City’s ‘critical’ pension plan to get outside review
The city’s Fire and Police 1 pension plan, the one with an unfunded liability of $242 million and considered to be “critical status” by the state, will undergo a review by a nationally renowned organization.
“It’s free assistance from a neat group,” City Finance Director Ernest Zmyslinksi said Friday.
Last week, in response to the city’s request of Oct. 19, The Pew Charitable Trusts' Center on the States (Pew) and the Laura and John Arnold Foundation (LJAF) said they could start immediately providing the city with technical assistance.
Mayor Scott Avedisian is also enthusiastic about Pew’s involvement.

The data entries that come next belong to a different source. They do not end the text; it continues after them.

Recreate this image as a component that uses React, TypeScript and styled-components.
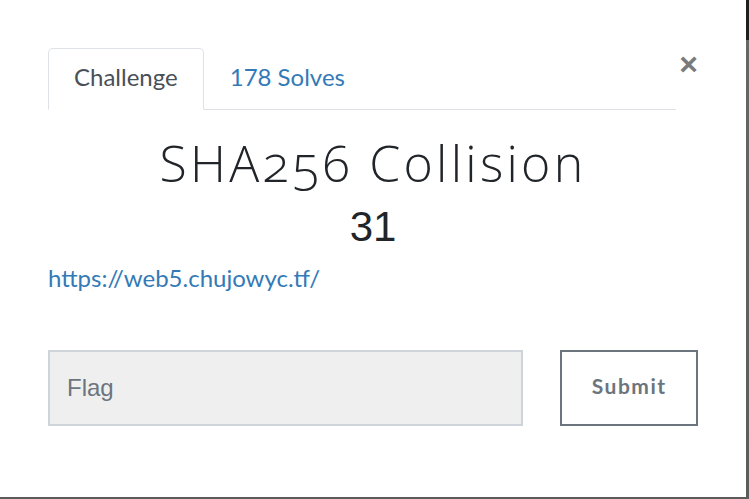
import React from "react";
import styled, { createGlobalStyle } from "styled-components";

const Global = createGlobalStyle`
  html, body { margin: 0; padding: 0; }
  body { width: 749px; height: 499px; overflow: hidden; background: #5f5f5f; }
`;

const Backdrop = styled.div`
  width: 749px;
  height: 499px;
  background: linear-gradient(to bottom, #1f1f1f 0, #1f1f1f 40px, #666 40px, #5c5c5c 100%);
`;

const Modal = styled.div`
  box-sizing: border-box;
  width: 746px;
  height: 497px;
  background: #fff;
  padding: 48px 48px 0 48px;
  display: flex;
  flex-direction: column;
  font-family: Lato, "Liberation Sans", sans-serif;
`;

const Header = styled.div`
  display: flex;
  align-items: flex-start;
`;

const TabBar = styled.div`
  width: 629px;
  display: flex;
  border-bottom: 1px solid #dee2e6;
`;

const Tab = styled.div<{ $active?: boolean }>`
  box-sizing: border-box;
  height: 62px;
  margin-bottom: -1px;
  padding: 0 25px 5px;
  display: flex;
  align-items: center;
  font-size: 24px;
  color: ${(p) => (p.$active ? "#495057" : "#337ab7")};
  border: 1px solid ${(p) => (p.$active ? "#dee2e6" : "transparent")};
  border-bottom-color: ${(p) => (p.$active ? "#fff" : "transparent")};
  border-radius: 5px 5px 0 0;
  background: ${(p) => (p.$active ? "#fff" : "transparent")};
`;

const Close = styled.div`
  margin-left: 3px;
  margin-top: 0;
  font-family: "Liberation Sans", Arial, sans-serif;
  font-weight: 700;
  font-size: 32px;
  line-height: 32px;
  color: #7a7a7a;
`;

const Title = styled.h1`
  margin: 24px 0 0;
  text-align: center;
  font-family: "Open Sans", sans-serif;
  font-weight: 300;
  font-size: 50px;
  line-height: 58px;
  letter-spacing: 3.3px;
  color: #212529;
  font-variant-numeric: oldstyle-nums;
`;

const Value = styled.div`
  margin: 11px 0 0;
  text-align: center;
  font-family: "Liberation Sans", Arial, sans-serif;
  font-size: 42px;
  line-height: 48px;
  color: #212529;
`;

const Link = styled.a`
  margin-top: 13px;
  align-self: flex-start;
  font-size: 24px;
  line-height: 28px;
  color: #337ab7;
  text-decoration: none;
`;

const FormRow = styled.div`
  margin-top: 58px;
  display: flex;
  align-items: flex-start;
  gap: 37px;
`;

const FlagInput = styled.input`
  box-sizing: border-box;
  width: 476px;
  height: 76px;
  border: 2px solid #ced4da;
  background: #efefef;
  padding: 0 17px;
  font-family: "Liberation Sans", Arial, sans-serif;
  font-size: 24px;
  color: #495057;
  outline: none;
  &::placeholder { color: #6c757d; opacity: 1; }
`;

const SubmitButton = styled.button`
  box-sizing: border-box;
  width: 138px;
  height: 76px;
  border: 2px solid #6c757d;
  background: #fff;
  font-family: Lato, sans-serif;
  font-weight: 700;
  font-size: 21px;
  letter-spacing: 1.5px;
  color: #6c757d;
  padding: 0 0 5px;
`;

export default function App() {
  return (
    <>
      <Global />
      <Backdrop>
        <Modal>
          <Header>
            <TabBar>
              <Tab $active>Challenge</Tab>
              <Tab>178 Solves</Tab>
            </TabBar>
            <Close>×</Close>
          </Header>
          <Title>SHA256 Collision</Title>
          <Value>31</Value>
          <Link href="#">https://web5.chujowyc.tf/</Link>
          <FormRow>
            <FlagInput placeholder="Flag" />
            <SubmitButton>Submit</SubmitButton>
          </FormRow>
        </Modal>
      </Backdrop>
    </>
  );
}
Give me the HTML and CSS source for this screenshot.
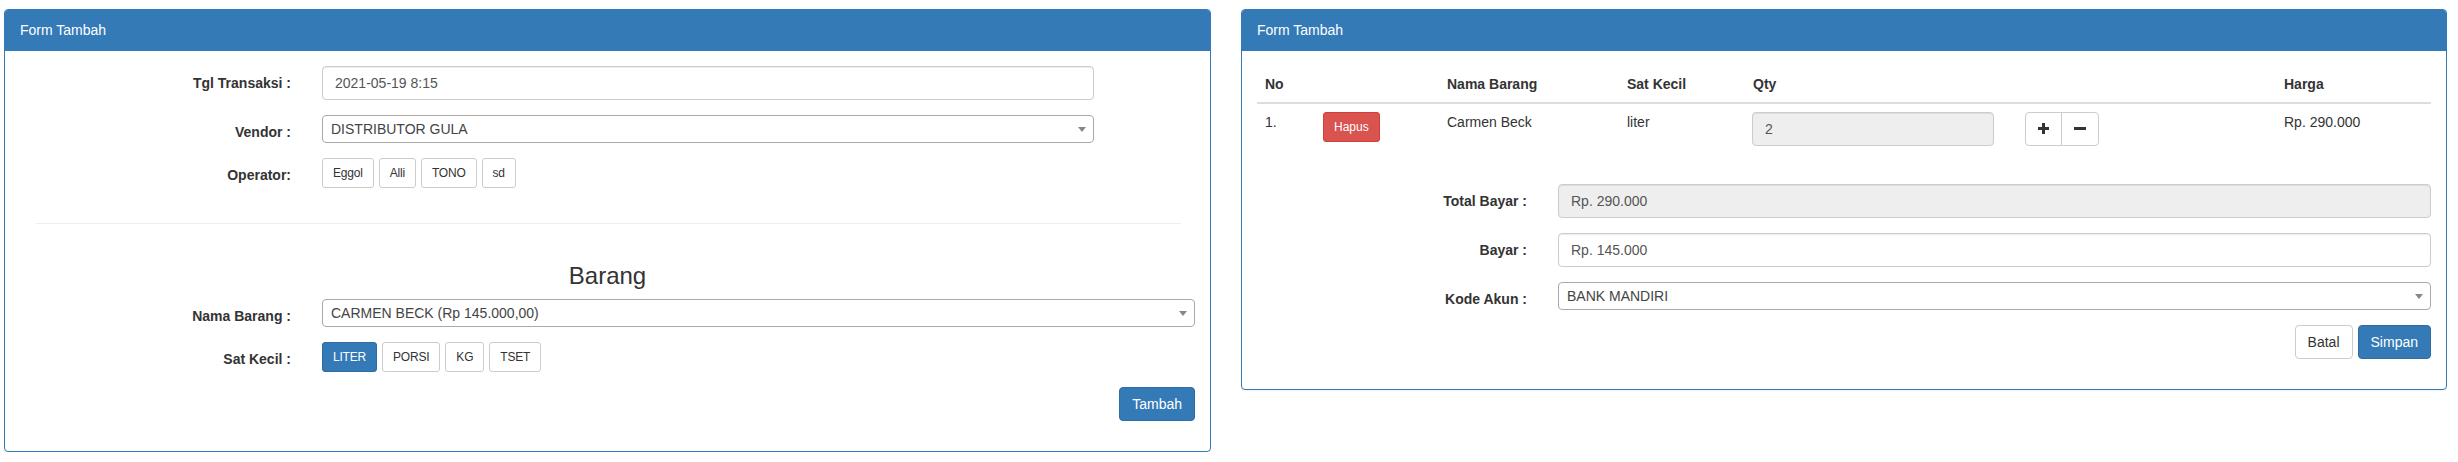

“As you know, we have had a number of people look at the plan to see if there are things that we can do to shore the plan up and reduce the unfunded liability,” he wrote in an email responding to questions about PEW and what he expects they will do.
“We have several possibilities that we are exploring, including outside financing of the plan. We hope that the experts from Pew can look at the possibilities and give guidance for the future,” he said
In compliance with the Rhode Island Retirement Security Act, the city filed its plan to address the pension plan on Friday. The deadline was Sunday.
Basically, said Zmyslinski, the city outlined the 40-year plan, which was initiated 18 years ago, to fund the pension. The city has not deviated from the plan, which requires the city to budget millions of dollars annually to pay police and fire retirees. The current budget calls for a $14 million contribution (this fiscal year) from the taxpayers.
The pension plan has long been closed. Only a handful of active firefighters and one police officer are enrolled in the plan. This means that, other than city contributions and investment returns, little is flowing into the plan. Unlike many municipal plans, Fire and Police 1 does not have an annual automatic cost of living adjustment (COLA). Benefit payments to retirees are linked to salaries of active members of both departments. If firefighters win a raise, retirees benefit by an equal percentage in their pensions.
The most recent actuarial study, showing a $242 million unfunded liability, does not take into account the fact that Fire and Police entered into contracts, starting July 1 of this year, that freeze their pay for three years. That agreement should substantially reduce the unfunded liability.
But the city has also been active in reducing assumptions about investment returns and mortality that will have the opposite effect and increase the unfunded liability. The administration voluntarily made those adjustments last year, when General Treasurer Gina Raimondo adjusted the assumptions for state plans.
But it appears there would be more to do.
In a letter signed by Michael Caudell-Feagan, deputy director of Pew Center on the States, and Josh B. McGee, vice president for public accountability initiatives for the Laura & John Arnold Foundation, the city is told this collaborative effort “requires your active participation and complete cooperation.” Further, the city is advised that MAEVA Municipal Solutions (MMS) and the actuaries of October Three will be working on the project.
“Working with them all will be a necessary condition for restructuring your pension funds in ‘critical status’ so that they become affordable and sustainable,” they wrote, “while still offering the compensation packages needed to recruit and retain a talented workforce.”
Chief of staff Mark Carruolo called Pew’s involvement a welcome set “of extra eyes.”
As for where the city is positioned, relative to other municipalities with pension plans in “critical status,” Carruolo ventured that the state “will get a more complete plan from us than any other city.” Given that the city has not calculated the impact of police and fire contracts, yet reduced investment projections to bring them in line with the state’s, Carruolo says the city has taken “an extremely conservative approach.”
Neither a spokesperson for the Department of Administration, which will review critical status plans, nor one for Pew could be reached for comment on Friday.